20. Think of a wide variety of inputs. (eg: repeated input, reversed input, long input, trivial input.)
21. Discover common cases used by the site. (eg: trivial cases, minimal cases, short nontrivial cases, repetitions, simple long cases, symmetric cases, random large input.)
22. Familiarize yourself with common mistakes you make, and that are made with your chosen language.
    Perl:
    • Sort is lexicographic by default even on integers!
      It’s sort {$a<=>$b} @integers, not sort @integers.
    • use strict
    C++:
    • Making a class from scratch is annoying. Try to use STL classes. Confirm that your testing site contains those classes!
    Python:
    • Don’t mess up your indentation.
    • Keep the order of your calls correct: str.join(MyStrings).trim(' ') is different from str.trim(' ').join(MyStrings).
    • Avoid Obi-wan errors (aka “off by one” errors) in loops. The range [1:11] will give output for values from 1 to 10.
23. Remember the things you should do for any important event.
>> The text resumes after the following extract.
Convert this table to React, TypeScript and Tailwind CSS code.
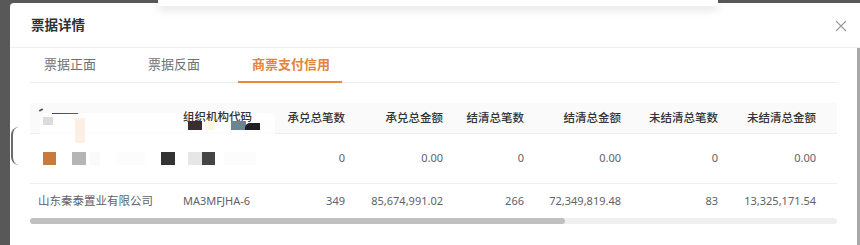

• Clear your schedule. Remove all distractions from well before you plan to start, until well after.
• Set up a comfortable workspace.
• Have resources like a bathroom available.
• Have a plan in case the internet goes out.
• Be well-rested.
• (Optional) Have caffeine nearby.

Finally, right before you hit submit, copy/paste your code into a local file. After you see your score—or perhaps when your head hits the pillow that night—you’ll suddenly think of a way you could have made your solution better! This is also true during practice. During practice, if you’re not satisfied with your score, go back and try again.

Again, congratulations on making steps toward your career goals. This is what we at the School of Information are here for!